All true. Where’s the sacrifice? None exists. Who’s the scapegoat? No one. What form does the father’s just and righteous vengeance take? Er, what “just and righteous vengeance”? Dad just seems, well, awesomely pleased – for no other reason than the return of his son.

The reality is that we are the ones who want vengeance. We want retribution. We want a neat, dualistic system in which everything adds up and all the negatives balance against the positives and vice-versa. We want it clear, cut and laid out on racks in the baking sun to dry.

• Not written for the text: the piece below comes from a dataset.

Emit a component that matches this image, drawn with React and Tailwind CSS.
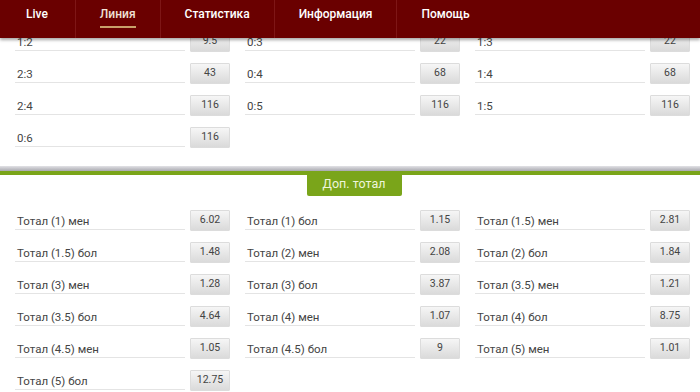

Unfortunately, the divine economy does not operate like that. God’s forgiveness is for those who return to God. Almost certainly, we will still be trailing behind us our sacks of garbage, our lifetime’s worth of damage and woundedness that continue to require the grace of God to address.

And God is more likely to do that through the services of a psychiatrist, psychologist or psychotherapist, and/or by chemical means, than through the use of natural-rule-defying pyrotechnics. And God will use communities of faithful, loving people. And sometimes that will include the church.

A

nd what of the son’s brother, the scowling, aggrieved son who demands retributive justice? He’s the guy calling his bro prodigal, who cannot bear the prodigality of his father. Many of us secretly admire this dude because we’re thinking the same.

We’re thinking the same because we, like sour-puss, operate through the heresy of dualism, where everything is black or white, right or wrong, good or bad. Where the books have to balance; where the columns and rows, where up, down, across and every-which-way must arrive at a neatness and exactitude that would shame a Sudoku square.

Ironically, we call that “reconciliation”, but on God’s planet reconciliation actually means something different. It means “my sons and daughters were lost but now they have come home again. Whoo-hoo! Let’s par-tay!”